Les histoires des vrais gens dans le cinéma de René Allio !

René Allio (Marseille 1924 / Paris 1995) artiste polymorphe (peintre, décorateur, acteur, réalisateur et scénariste) n’appartenait a aucun courant du cinéma. Shellac-Sud a eu la bonne idée de distribuer un premier coffret de quatre de ses œuvres pour le moins éclectiques et garantes d’une réalité sociale respectueuse de ses protagonistes. René Allio nous offre un autre regard en miroir sur les vrais gens qui nous concernent directement, puisqu’on se retrouve entièrement dans les préoccupations de ses personnages autant dans leurs révoltes que leur humanité.

L’étude des lettres mènent à tout. Ce n’est pas René Allio qui me contredira !
Il a déjà l’œil et le bon. En ce sens, il me rappelle un certain Henri-Cartier Bresson. Cet homme libre qui ne voulait pas être enfermé à ses débuts dans le périmètre restreint d’une toile de peinture. Il s’ouvrira au vaste monde sous le regard avisé du viseur de son appareil photo et sortira hors cadre pour nous conter ses propres histoires comme des instantanés.
René Allio fut d’abord peintre, mais bien vite, les grands espaces géographiques où vivent les vrais gens exercèrent un attrait cinématographique dans son œuvre.
« Quand je peignais, c’est dans la nature que je fondais la motivation première de mon travail et que justement le choix de me mettre à faire des films c’était par rapport à cela, l’introduction d’une préoccupation nouvelle : parler des gens en société et plus seulement de la nature  ». (René Allio in le livret du coffret page 8)
Homme-orchestre du visuel, il toucha du bois en tant que décorateur au théâtre pour le Théâtre de la Cité de Villeurbanne, la Comédie-Française, l’Opéra de Paris, et j’en oublie tellement il est prolixe. Les scènes européennes n’avaient plus de mystère pour lui de Milan à Londres

De ces diverses expériences si enrichissantes, il gardera un goût des décors authentiques.
En 1962 à 38 ans il réalise La Meule, son premier court-métrage et en 1965 son premier long-métrage La Vieille Dame indigne d’après Bertolt Brecht. Ce qui lui permettra de renouer avec son enfance marseillaise. Il reçoit des prix et le satisfecit du public pour ce film, ce qui lui donne de l’élan pour enchainer d’autres œuvres à l’écran, jusqu’à une bonne dizaine.

Mais, nous ne leurrons pas. René Allio avait la fibre sociale pour les déshérités, les damnés de la terre, les marginaux, les sans tribunes… Et pour un tel cinéaste, le risque eut été, que les copies de ses œuvres 35 et 16 millimètres situées aux quatre ciels de son univers ne se perdent ou pire encore se dégradent. Toute une histoire du cinéma des vrais gens aurait fichu le camp… Un désastre ! D’où le travail de titan et du respect de son œuvre par Shellac-Sud depuis Marseille afin de restaurer numériquement en haute définition les films de ce coffret.

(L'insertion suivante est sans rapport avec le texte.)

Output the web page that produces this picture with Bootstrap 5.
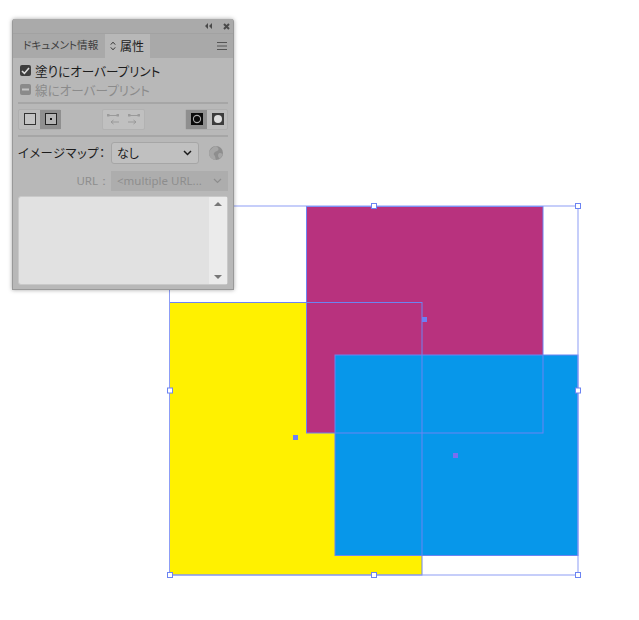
<!DOCTYPE html>
<html lang="ja">
<head>
<meta charset="utf-8">
<title>属性</title>
<link rel="stylesheet" href="https://cdn.jsdelivr.net/npm/bootstrap@5.3.0/dist/css/bootstrap.min.css">
<style>
html,body{margin:0;background:#fff;overflow:hidden}
body{font-family:"Noto Sans CJK JP","Noto Sans",sans-serif;font-size:12px;color:#1c1c1c;font-feature-settings:"palt"}
.stage{width:639px;height:620px;overflow:hidden}
.art{display:block}
.panel{left:12px;top:19px;width:222px;height:271px;background:#b8b8b8;border:1px solid #999;border-top:0;border-radius:3px 3px 0 0;box-shadow:0 0 4px rgba(0,0,0,.35)}
.titlebar{height:14px;background:#aaa;padding-right:3px;gap:11px}
.tabbar{height:25px;background:#a9a9a9;border-top:1px solid #a2a2a2;padding-left:1px;padding-right:6px}
.tabdoc{width:91px;color:#3e3e3e;font-size:10.6px;line-height:22px;padding-left:9px;white-space:nowrap}
.tabnow{width:45px;height:24px;background:#b8b8b8;color:#1c1c1c;font-size:12px;line-height:22px;padding-left:5px;gap:4px;white-space:nowrap}
.menuic{margin-left:auto}
.body-wrap{padding:3px 5px 0 5px}
.chk{height:19px;font-size:12.6px;gap:4px;padding-left:2px;white-space:nowrap;line-height:19px}
.box{width:11px;height:11px;border-radius:2px;background:#3e3e3e;flex:none}
.off{color:#8b8b8b}
.off .box{background:#8a8a8a}
.rule{height:2px;background:#a6a6a6;border:0;opacity:1;margin:0}
.rule-a{margin-top:3px}
.tools{height:31px;padding-bottom:1px}
.grp{height:21px;border:1px solid #afafaf;border-radius:2px;background:#bcbcbc;width:43px}
.ib{width:21px;height:19px;flex:none}
.ib.on{background:#8f8f8f}
.grp-fade{background:#c0c0c0;border-color:#b2b2b2}
.rowmap{height:32px;gap:2px}
.maplab{width:91px;font-size:12.3px;letter-spacing:.5px;white-space:nowrap;color:#1c1c1c}
.sel{height:22px;border:1px solid #a6a6a6;border-radius:3px;background:#c0c0c0;padding:0 6px 0 5px;font-size:12px;color:#1a1a1a}
.sel-map{width:88px}
.globe{margin-left:8px}
.rowurl{height:20px;margin-top:2px;gap:1px}
.urllab{width:92px;text-align:right;color:#8d8d8d;font-size:11.5px;font-family:"Noto Sans",sans-serif}
.sel-url{width:117px;height:20px;border:0;border-radius:0;background:#adadad;color:#8d8d8d;font-family:"Noto Sans",sans-serif;font-size:11.5px;padding:0 6px;white-space:nowrap}
.listarea{margin:5px 0 0 0;width:210px;height:89px;background:#e1e1e1;border-radius:3px;border:1px solid #c9c9c9}
.scroller{width:18px;background:#ebebeb;margin-left:auto;padding:5px 0}
</style>
</head>
<body>
<main class="stage position-relative">
  <svg class="art" width="639" height="620" viewBox="0 0 639 620" xmlns="http://www.w3.org/2000/svg">
    <rect x="170" y="303" width="252" height="272" fill="#fff100"/>
    <rect x="306.500" y="206" width="236.500" height="227" fill="#b8327e"/>
    <rect x="335" y="355" width="243" height="200.500" fill="#0797ea"/>
    <g fill="none" stroke="#6c84f2" stroke-width="1">
      <rect x="306.500" y="206.500" width="236.500" height="226.500"/>
      <rect x="169.500" y="302.500" width="252.500" height="272.500"/>
      <rect x="335" y="355" width="243" height="200.500"/>
      <rect x="169.500" y="206" width="408.500" height="369" stroke="#8d9df5"/>
    </g>
    <g fill="#fff" stroke="#6c84f2" stroke-width="1">
      <rect x="371.500" y="203.500" width="5" height="5"/>
      <rect x="575.500" y="203.500" width="5" height="5"/>
      <rect x="167.500" y="388" width="5" height="5"/>
      <rect x="575.500" y="388" width="5" height="5"/>
      <rect x="167.500" y="572.500" width="5" height="5"/>
      <rect x="371.500" y="572.500" width="5" height="5"/>
      <rect x="575.500" y="572.500" width="5" height="5"/>
    </g>
    <g fill="#6c7ff5">
      <rect x="422" y="317" width="5" height="5"/>
      <rect x="293" y="435" width="5" height="5"/>
      <rect x="453" y="453" width="5" height="5" fill="#7a6ef0"/>
    </g>
  </svg>

  <section class="panel position-absolute d-flex flex-column">
    <div class="titlebar d-flex align-items-center justify-content-end">
      <svg width="7" height="6" viewBox="0 0 7 6"><path d="M3 0v6L0 3zM7 0v6L4 3z" fill="#4a4a4a"/></svg>
      <svg width="7" height="7" viewBox="0 0 7 7"><path d="M1 1l5 5M6 1L1 6" stroke="#4a4a4a" stroke-width="2"/></svg>
    </div>
    <div class="tabbar d-flex align-items-start">
      <div class="tabdoc">ドキュメント情報</div>
      <div class="tabnow d-flex align-items-center">
        <svg width="6" height="10" viewBox="0 0 6 10"><path d="M.8 3.600 3 1.200l2.200 2.400M.8 6.400 3 8.800l2.200-2.400" fill="none" stroke="#333" stroke-width="1"/></svg>
        <span>属性</span>
      </div>
      <svg class="menuic mt-2" width="10" height="8" viewBox="0 0 10 8"><path d="M0 .5h10M0 4h10M0 7.500h10" stroke="#555" stroke-width="1"/></svg>
    </div>
    <div class="body-wrap d-flex flex-column">
      <div class="chk d-flex align-items-center">
        <span class="box d-flex align-items-center justify-content-center"><svg width="9" height="8" viewBox="0 0 9 8"><path d="M1 4l2.400 2.400L8 1" fill="none" stroke="#ddd" stroke-width="1.600"/></svg></span>
        <span>塗りにオーバープリント</span>
      </div>
      <div class="chk off d-flex align-items-center">
        <span class="box d-flex align-items-center justify-content-center"><svg width="7" height="3" viewBox="0 0 7 3"><rect width="7" height="2" y=".5" fill="#c4c4c4"/></svg></span>
        <span>線にオーバープリント</span>
      </div>
      <hr class="rule rule-a">
      <div class="tools d-flex align-items-center justify-content-between">
        <div class="grp d-flex">
          <div class="ib d-flex align-items-center justify-content-center"><svg width="12" height="12" viewBox="0 0 12 12"><rect x=".5" y=".5" width="11" height="11" fill="#c4c4c4" stroke="#333"/></svg></div>
          <div class="ib on d-flex align-items-center justify-content-center"><svg width="12" height="12" viewBox="0 0 12 12"><rect x=".5" y=".5" width="11" height="11" fill="#b4b4b4" stroke="#222"/><rect x="5" y="5" width="2" height="2" fill="#111"/></svg></div>
        </div>
        <div class="grp grp-fade d-flex">
          <div class="ib d-flex align-items-center justify-content-center"><svg width="14" height="12" viewBox="0 0 14 12"><path d="M3 2.500h8M5 9h8M5 9l2.500-2M5 9l2.500 2" fill="none" stroke="#9a9a9a"/><rect x="1" y="1" width="2.500" height="2.500" fill="#9a9a9a"/><rect x="10.500" y="1" width="2.500" height="2.500" fill="#9a9a9a"/></svg></div>
          <div class="ib d-flex align-items-center justify-content-center"><svg width="14" height="12" viewBox="0 0 14 12"><path d="M3 2.500h8M1 9h8M9 9 6.500 7M9 9l-2.500 2" fill="none" stroke="#9a9a9a"/><rect x="1" y="1" width="2.500" height="2.500" fill="#9a9a9a"/><rect x="10.500" y="1" width="2.500" height="2.500" fill="#9a9a9a"/></svg></div>
        </div>
        <div class="grp d-flex">
          <div class="ib on d-flex align-items-center justify-content-center"><svg width="12" height="12" viewBox="0 0 12 12"><rect width="12" height="12" fill="#0c0c0c"/><circle cx="6" cy="6" r="3.600" fill="none" stroke="#aaa" stroke-width="1.100"/></svg></div>
          <div class="ib d-flex align-items-center justify-content-center"><svg width="12" height="12" viewBox="0 0 12 12"><rect width="12" height="12" fill="#3c3c3c"/><circle cx="6" cy="6" r="4" fill="#dedede"/></svg></div>
        </div>
      </div>
      <hr class="rule">
      <div class="rowmap d-flex align-items-center">
        <span class="maplab">イメージマップ：</span>
        <div class="sel sel-map d-flex align-items-center justify-content-between">
          <span>なし</span>
          <svg width="9" height="6" viewBox="0 0 9 6"><path d="M1 1l3.500 3.500L8 1" fill="none" stroke="#1a1a1a" stroke-width="1.500"/></svg>
        </div>
        <svg class="globe" width="14" height="14" viewBox="0 0 14 14"><circle cx="7" cy="7" r="7" fill="#8e8e8e"/><path d="M7 0c1 1 3 2 2.500 3.500S7 5 6 6 4 8 5.500 9.500 6 13 7 14c-3.500 0-7-3-7-7 0-2 3-6 7-7zM10.500 7c1 0 2.500.5 3 1-.3 2-1.500 3.500-3 4.500-1-1-1.500-2-1.500-3s.5-2.500 1.500-2.500z" fill="#a6a6a6"/></svg>
      </div>
      <div class="rowurl d-flex align-items-center">
        <span class="urllab">URL：</span>
        <div class="sel sel-url d-flex align-items-center justify-content-between">
          <span>&lt;multiple URL...</span>
          <svg width="9" height="6" viewBox="0 0 9 6"><path d="M1 1l3.500 3.500L8 1" fill="none" stroke="#8d8d8d" stroke-width="1.200"/></svg>
        </div>
      </div>
      <div class="listarea d-flex">
        <div class="scroller d-flex flex-column justify-content-between align-items-center">
          <svg width="8" height="4" viewBox="0 0 8 4"><path d="M4 0l4 4H0z" fill="#777"/></svg>
          <svg width="8" height="4" viewBox="0 0 8 4"><path d="M0 0h8L4 4z" fill="#777"/></svg>
        </div>
      </div>
    </div>
  </section>
</main>
<script src="https://cdn.jsdelivr.net/npm/bootstrap@5.3.0/dist/js/bootstrap.bundle.min.js"></script>
</body>
</html>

Dans les années 90, René Allio écrivait à son ami Roland Rappaport qui introduit le livret du coffret : « Mon véritable accomplissement, tardif, car il ne fut longtemps qu’un entêtement, c’est la représentation de ceux dont je suis et dont je viens, qui n’ont pas d’histoire, qui ne sauraient compter dans l’histoire, représentation qui est toujours payée à son juste titre, c’est-à-dire rien  ».

Quatre films animent ce narrateur de la classe ouvrière et de l’imaginaire populaire : Les Camisards (1972) / Rude journée pour la reine (1973), Moi Pierre Rivière ayant égorgé ma mère, ma sœur et mon frère… (1975) / Le Matelot 512 (1984). Cette chronologie montre l’évolution dans son œuvre et son attachement aux vrais gens et à leur histoire.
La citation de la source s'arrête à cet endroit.